Deany Bocobo said...

A Warm Welcome Folks! This is a fast moving story. But it has perhaps only begun, and will become a major component of Bush's second term in office.

Edwin Lacierda said...

That's a whale of a difference between these two presidents. Bush is brave enought to admit ordering the wiretapping and is willing to face up to the consequences of an action which others think is an impeachable offense while GMA was exceeding in remorse but unrepentant of her deeds. The first will result to closure, one way or the other, the second, to perdition, either this country or GMA's soul.
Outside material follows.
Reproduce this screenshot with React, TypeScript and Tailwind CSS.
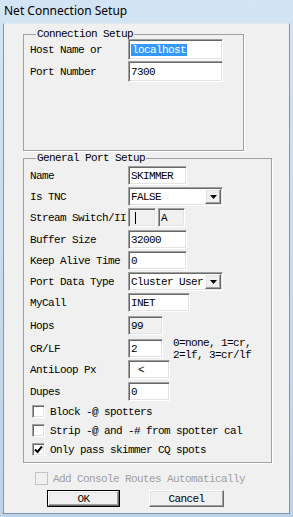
import React from 'react';

const sunken =
  'border border-[#a0a0a0] border-r-white border-b-white shadow-[inset_1px_1px_0_#696969,inset_-1px_-1px_0_#e3e3e3]';
const raised =
  'border border-white border-r-[#696969] border-b-[#696969] shadow-[inset_-1px_-1px_0_#a0a0a0,inset_1px_1px_0_#e3e3e3] bg-[#f0f0f0]';

function Field({ width, value, gray, selected }: { width: string; value?: string; gray?: boolean; selected?: boolean }) {
  return (
    <div className={`${width} h-full ${sunken} ${gray ? 'bg-[#f0f0f0]' : 'bg-white'} flex items-center pl-[2px] overflow-hidden`}>
      {selected ? <span className="bg-[#3399ff] text-white px-[1px]">{value}</span> : <span>{value}</span>}
    </div>
  );
}

function Select({ value }: { value: string }) {
  return (
    <div className={`w-[95px] h-full ${sunken} bg-white flex items-center justify-between pl-[2px] pr-[1px]`}>
      <span>{value}</span>
      <div className={`w-[16px] h-[15px] ${raised} flex items-center justify-center`}>
        <svg width="7" height="4" viewBox="0 0 7 4">
          <polygon points="0,0 7,0 3.5,4" fill="#000" />
        </svg>
      </div>
    </div>
  );
}

function Row({ label, mt, children }: { label: string; mt: string; children: React.ReactNode }) {
  return (
    <div className={`flex items-center h-[19px] ${mt}`}>
      <div className="w-[98px] shrink-0">{label}</div>
      {children}
    </div>
  );
}

function Check({ label, checked, disabled, mt }: { label: string; checked?: boolean; disabled?: boolean; mt: string }) {
  return (
    <div className={`flex items-center h-[13px] ${mt}`}>
      <div
        className={`w-[13px] h-[13px] shrink-0 flex items-center justify-center ${
          disabled ? 'border border-[#c5c5c5] bg-[#f0f0f0]' : `${sunken} bg-white`
        }`}
      >
        {checked && (
          <svg width="9" height="9" viewBox="0 0 9 9">
            <path d="M1 4.5 L3.5 7 L8 1.5" stroke="#000" strokeWidth="2" fill="none" />
          </svg>
        )}
      </div>
      <span className={`ml-[5px] whitespace-nowrap ${disabled ? 'text-[#a0a0a0]' : ''}`}>{label}</span>
    </div>
  );
}

export default function App() {
  return (
    <div className="w-[293px] h-[517px] bg-gradient-to-b from-[#d3e4f4] to-[#bcd3ea] flex flex-col overflow-hidden">
      {/* Title bar */}
      <div className="h-[23px] shrink-0 flex items-center pl-[4px] pb-[2px] font-['Noto_Sans',sans-serif] text-[12px] text-black">
        Net Connection Setup
      </div>

      {/* Client */}
      <div className="flex-1 mx-[3px] mb-[3px] bg-[#f0f0f0] border border-[#8296ab] border-t-[#dfe8f1] font-['Liberation_Mono',monospace] text-[11px] leading-[12px] tracking-[-0.6px] text-black flex flex-col">
        <fieldset className="ml-[19px] mt-[4px] w-[221px] h-[123px] border border-[#a0a0a0] pl-[6px] shadow-[1px_1px_0_#fff]">
          <legend className="ml-[6px] px-[1px] leading-[12px]">Connection Setup</legend>
          <div className="flex items-center h-[21px] -mt-[1px]">
            <div className="w-[98px] shrink-0">Host Name or</div>
            <Field width="w-[95px]" value="localhost" selected />
          </div>
          <div className="flex items-center h-[21px] mt-[1px]">
            <div className="w-[98px] shrink-0">Port Number</div>
            <Field width="w-[95px]" value="7300" />
          </div>
        </fieldset>

        <fieldset className="ml-[19px] mt-[1px] w-[249px] h-[311px] border border-[#a0a0a0] pl-[6px] shadow-[1px_1px_0_#fff]">
          <legend className="ml-[6px] px-[1px] leading-[12px]">General Port Setup</legend>
          <Row label="Name" mt="mt-[2px]">
            <Field width="w-[59px]" value="SKIMMER" />
          </Row>
          <Row label="Is TNC" mt="mt-[2px]">
            <Select value="FALSE" />
          </Row>
          <Row label="Stream Switch/II" mt="mt-[2px]">
            <div className={`w-[28px] h-full ${sunken} bg-[#f0f0f0] flex items-center pl-[6px]`}>
              <div className="w-[1px] h-[12px] bg-black" />
            </div>
            <div className={`ml-[2px] w-[27px] h-full ${sunken} bg-[#f0f0f0] flex items-center pl-[2px]`}>A</div>
          </Row>
          <Row label="Buffer Size" mt="mt-[3px]">
            <Field width="w-[59px]" value="32000" />
          </Row>
          <Row label="Keep Alive Time" mt="mt-[2px]">
            <Field width="w-[59px]" value="0" />
          </Row>
          <Row label="Port Data Type" mt="mt-[2px]">
            <Select value="Cluster User" />
          </Row>
          <Row label="MyCall" mt="mt-[2px]">
            <Field width="w-[62px]" value="INET" />
          </Row>
          <Row label="Hops" mt="mt-[4px]">
            <Field width="w-[35px]" value="99" gray />
          </Row>
          <Row label="CR/LF" mt="mt-[4px]">
            <Field width="w-[35px]" value="2" />
            <div className="ml-[10px] leading-[12px] whitespace-nowrap">
              <div>0=none, 1=cr,</div>
              <div>2=lf, 3=cr/lf</div>
            </div>
          </Row>
          <Row label="AntiLoop Px" mt="mt-[2px]">
            <div className={`w-[42px] h-full ${sunken} bg-white flex items-center pl-[9px]`}>&lt;</div>
          </Row>
          <Row label="Dupes" mt="mt-[3px]">
            <Field width="w-[42px]" value="0" />
          </Row>
          <div className="ml-[2px]">
            <Check label="Block -@ spotters" mt="mt-[4px]" />
            <Check label="Strip -@ and -# from spotter cal" mt="mt-[6px]" />
            <Check label="Only pass skimmer CQ spots" checked mt="mt-[6px]" />
          </div>
        </fieldset>

        <div className="ml-[31px]">
          <Check label="Add Console Routes Automatically" disabled mt="mt-[9px]" />
        </div>

        <div className="flex mt-[5px] h-[17px]">
          <div className="ml-[43px] w-[73px] h-full border border-black">
            <div className={`w-full h-full ${raised} flex items-center justify-center`}>OK</div>
          </div>
          <div className={`ml-[29px] w-[75px] h-full ${raised} flex items-center justify-center`}>Cancel</div>
        </div>
      </div>
    </div>
  );
}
I'll take Bush for president anytime!

Deany Bocobo said...

ED,
I've been reading the FISA and related laws in the US -- AMAZING -- they contain the same MATHEMATICAL POETRY as Tanada's Anti-Wiretapping Law when it comes to privacy rights and the right of the public to know (which I have decided is actually the basis for STATE to know!).

We should not be surprised. All these laws are written based on the same GRAND PRINCIPLES.

Deany Bocobo said...

I think we shall this lesson -- that it is the first and foremost duty of the Commander in Chief to do whatever is necessary to preserve and protect the National Security, and that much can be morally and legally justified on that basis. Conversely, any President and Commander in Chief who acts to the CONTRARY, and commits acts that are detrimental to the National Security, such a leader is NOT DESERVED by the people. Such a thing can then lead to the withdrawal of their consent to be governed, just as much as President Bush's actions will likely continue to win the consent of the American people for his forthright leadership.

National Security has to do with the Public Right of the Nation to Live, which is Husband to the Mother of all private rights and freedoms -- the Right to Privacy.